Scuba Diving with Sharks: Always an Adrenaline Rush

Written and photographed by Mary L. Peachin, Bill Kimball, and David Lovitt
May/June, 2023 Vol. 26, No. 4/5

Standing on the scuba dive platform of the sixty three foot “Bottom Scratcher” twenty miles west of San Diego, I could see blue and mako sharks circling the boat. I signaled to the chain-suited dive master that I was ready. I took a giant stride into the Pacific Ocean.

My “adrenaline junkie” persona superseded my role as a wife, mother, business-woman and community volunteer. I had signed a witnessed liability release saying, “scuba diving is dangerous, the open sea is a dangerous environment. The primary intent of the expedition is to attract dangerous and unpredictable sharks by baiting them. There may also be other animals and water conditions that are dangerous.” I’ve signed a few releases in my time, but this one certainly got my attention.

Mashing tuna in a plastic grate, the chum (bait) line drifted away from the boat. Attracting sharks within seventeen minutes, two steel cages were dropped into the water. The “moment of truth” had arrived. Fully wet-suited with a hood, I wore an additional 25 pounds on my weight belt. The extra weight was added to create negative buoyancy thus making it easier to stand in the cage. Other dive gauges had been removed to prevent any tangling during entry into or exiting the shark cage.

As I stood on the dive platform with regulator in my mouth, I could hear my own breathing. I knew the shark masters were monitoring my breathing as a safety precaution. During the trip to the dive site, twelve of us had made a check out dive to practice entering and exiting the cage. This kind of diving is only for the experienced diver, yet none of us had prior experience with caged shark diving.

Mark Thurlow, one of the two shark masters, did a 360 degree turn in the water to check for any sharks between the dive platform and the shark cage. I gave the OK circle hand signal and when Mark beckoned to me, I jumped into the frigid water.

I swam the twenty five yards then descended fifteen feet to enter the shark cage. In the cold 60-degree water, I would have the opportunity to photograph sharks during two forty-five minute dives. Most of us had previously dived with reef and nurse sharks, but not with these frenetic pelagics that had been baited and attracted to the cages with tuna and mackerel.

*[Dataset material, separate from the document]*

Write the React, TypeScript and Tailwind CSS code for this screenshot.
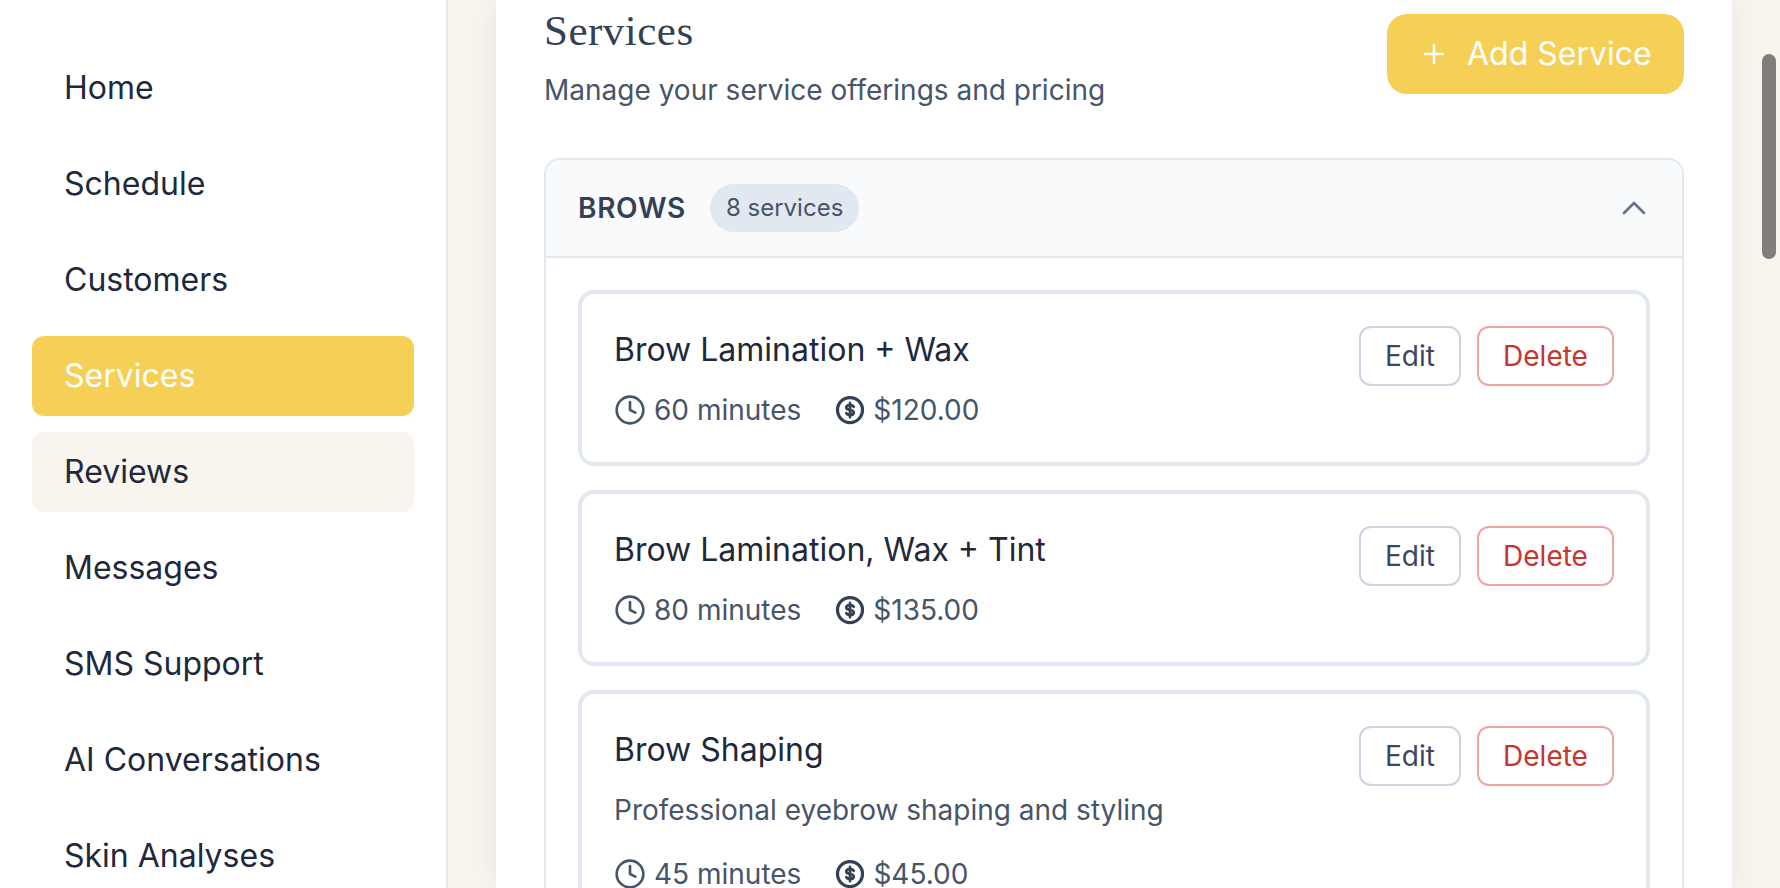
import React from "react";
import { ChevronUp, Clock, Plus } from "lucide-react";

interface Service {
  name: string;
  description?: string;
  minutes: number;
  price: string;
}

const navItems = [
  "Home",
  "Schedule",
  "Customers",
  "Services",
  "Reviews",
  "Messages",
  "SMS Support",
  "AI Conversations",
  "Skin Analyses",
];

const services: Service[] = [
  { name: "Brow Lamination + Wax", minutes: 60, price: "$120.00" },
  { name: "Brow Lamination, Wax + Tint", minutes: 80, price: "$135.00" },
  {
    name: "Brow Shaping",
    description: "Professional eyebrow shaping and styling",
    minutes: 45,
    price: "$45.00",
  },
];

// ring with a short, heavy dollar sign
const DollarIcon = () => (
  <svg width="30" height="30" viewBox="0 0 24 24" fill="none" stroke="currentColor" strokeLinecap="round" strokeLinejoin="round" className="ml-[2px] shrink-0 text-[#334155]">
    <circle cx="12" cy="12" r="10" strokeWidth="2.6" />
    <path d="M15 9.4c-.5-.9-1.6-1.4-3-1.4-1.7 0-3 .8-3 2s1.300 1.700 3 2 3 .8 3 2-1.300 2-3 2c-1.400 0-2.500-.5-3-1.400M12 6.300v11.400" strokeWidth="2.2" />
  </svg>
);

const NavItem: React.FC<{ label: string }> = ({ label }) => {
  const active = label === "Services";
  const hovered = label === "Reviews";
  return (
    <a
      className={`flex h-[80px] shrink-0 items-center rounded-[12px] px-8 text-[32px] ${
        active ? "bg-[#f6cf57] text-white" : hovered ? "bg-[#f8f5ee] text-[#1e293b]" : "text-[#1e293b]"
      }`}
    >
      {label}
    </a>
  );
};

const ServiceCard: React.FC<{ service: Service }> = ({ service }) => (
  <div className="flex shrink-0 items-start justify-between rounded-[16px] border-4 border-[#e2e8f0] bg-white p-8">
    <div>
      <h3 className="text-[32px] leading-[48px] text-[#1e293b]">{service.name}</h3>
      {service.description && (
        <p className="mt-4 mb-6 text-[28px] leading-[40px] text-[#475569]">{service.description}</p>
      )}
      <div className={`flex items-center gap-8 text-[28px] leading-[40px] text-[#475569] ${service.description ? "" : "mt-4"}`}>
        <span className="flex items-center gap-2">
          <Clock size={32} strokeWidth={2} className="text-[#475569]" />
          {service.minutes} minutes
        </span>
        <span className="flex items-center gap-2">
          <DollarIcon />
          {service.price}
        </span>
      </div>
    </div>
    <div className="flex gap-4">
      <button className="h-[60px] w-[102px] rounded-[12px] border-2 border-[#cbd5e1] text-[28px] text-[#3a475c]">
        Edit
      </button>
      <button className="h-[60px] w-[137px] rounded-[12px] border-2 border-[#f0a3a3] text-[28px] text-[#c9352b]">
        Delete
      </button>
    </div>
  </div>
);

export default function App() {
  return (
    <div className="flex h-screen overflow-hidden bg-[#f8f5ef] font-['Inter',sans-serif]">
      <aside className="flex w-[448px] shrink-0 flex-col gap-4 overflow-hidden border-r-2 border-[#e8e8ec] bg-white px-8 pt-12">
        {navItems.map((item) => (
          <NavItem key={item} label={item} />
        ))}
      </aside>

      <main className="relative min-w-0 flex-1 px-12">
        <div className="h-full overflow-hidden bg-white px-12 shadow-[0_0_30px_rgba(0,0,0,0.07)]">
          <header className="flex items-start justify-between pt-[14px]">
            <div>
              <h1 className="font-['Liberation_Serif',serif] text-[43px] leading-[34px] tracking-[0.5px] text-[#334155]">
                Services
              </h1>
              <p className="mt-[22px] text-[28px] leading-[40px] text-[#475569]">
                Manage your service offerings and pricing
              </p>
            </div>
            <button className="flex h-[80px] w-[297px] items-center gap-[18px] rounded-[20px] bg-[#f6cf57] px-8 text-[32px] text-white">
              <Plus size={30} strokeWidth={2} className="shrink-0" />
              Add Service
            </button>
          </header>

          <section className="mt-[48px] rounded-t-[16px] border-2 border-b-0 border-[#e2e8f0]">
            <div className="flex h-[98px] items-center justify-between rounded-t-[14px] border-b-2 border-[#e2e8f0] bg-[#f8fafc] px-8">
              <div className="flex items-center gap-6">
                <h2 className="text-[28px] font-semibold tracking-[0.7px] text-[#334155]">BROWS</h2>
                <span className="flex h-[48px] items-center rounded-full bg-[#e2e8f0] px-4 text-[24px] text-[#475569]">
                  8 services
                </span>
              </div>
              <ChevronUp size={40} strokeWidth={1.6} className="-mr-1 text-[#64748b]" />
            </div>
            <div className="flex flex-col gap-6 p-8">
              {services.map((service) => (
                <ServiceCard key={service.name} service={service} />
              ))}
            </div>
          </section>
        </div>
        <div className="absolute right-[4px] top-[54px] h-[205px] w-[14px] rounded-full bg-[#7f7e79]" />
      </main>
    </div>
  );
}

It’s difficult to explain the attraction of shark diving to non-divers. I planned this San Diego shark diving trip because I thought it would be a good opportunity to become aware of my comfort level of diving with sharks–-with the added safety of a cage. I was planning a trip to the Cocos Islands, south of Costa Rica, where I would spend a week of open water diving with enormous schools of hammerhead sharks.

As I would later discover, I was more comfortable in open water with the shy and elusive hammerheads. I preferred the freedom of swimming rather than the confinement of a cage. I didn’t like the enclosed feeling, swaying in the current while I was motionless in frigid water with baited sharks in a feeding frenzy surrounding me.

Through my camera lens I observed the two shark masters, wearing twenty pound stainless steel Neptunic shark suits developed by Jeremiah Sullivan. They fed the sharks putting their hands and arms in the shark’s mouth. They said that they only felt light pressure from the gnawing teeth. The shark’s razor sharp teeth occasionally caught on their steel mesh covered hands. The shark master pushed up on the nose of the shark to release their hand from the shark’s mouth.

Exiting the cage was the most frightening part of the experience. The sharks had been in a feeding frenzy for more than two hours. Headed upward, we could not see the sharks behind us. We were quickly guided by the shark master back to the dive ladder of the Bottom Scratcher.

Sharks have a terrible reputation. Many anglers have experienced a hooked fish eaten after attracting a shark during a fighting frenzy. The tell- tale sight of blood on the ocean surface is the first clue as the fishing line goes lifeless. The fin of the shark slithers like a snake as it cuts through the swells of the ocean.

Scuba diving with sharks is not for everyone. I had more than a hundred dives under my weight belt before I had my first shark sighting. After my first shark encounter, like many experienced divers I began looking away from the reef into deep, blue water to search for a glimpse of “big stuff,” open water pelagics including sharks, whales, and mantas. The shark cage diving with blue and mako sharks was a heart thumping, frigid water, cage sharing memory of anxious moments spent while being consumed by the graceful beauty of the sharks.

Originally printed Feb 1998, Vol. 2 No. 5. This reprint is dedicated to my friend, Humberto Lopez. An amazing husband, father, and philanthropist, Tucson is lucky to have him.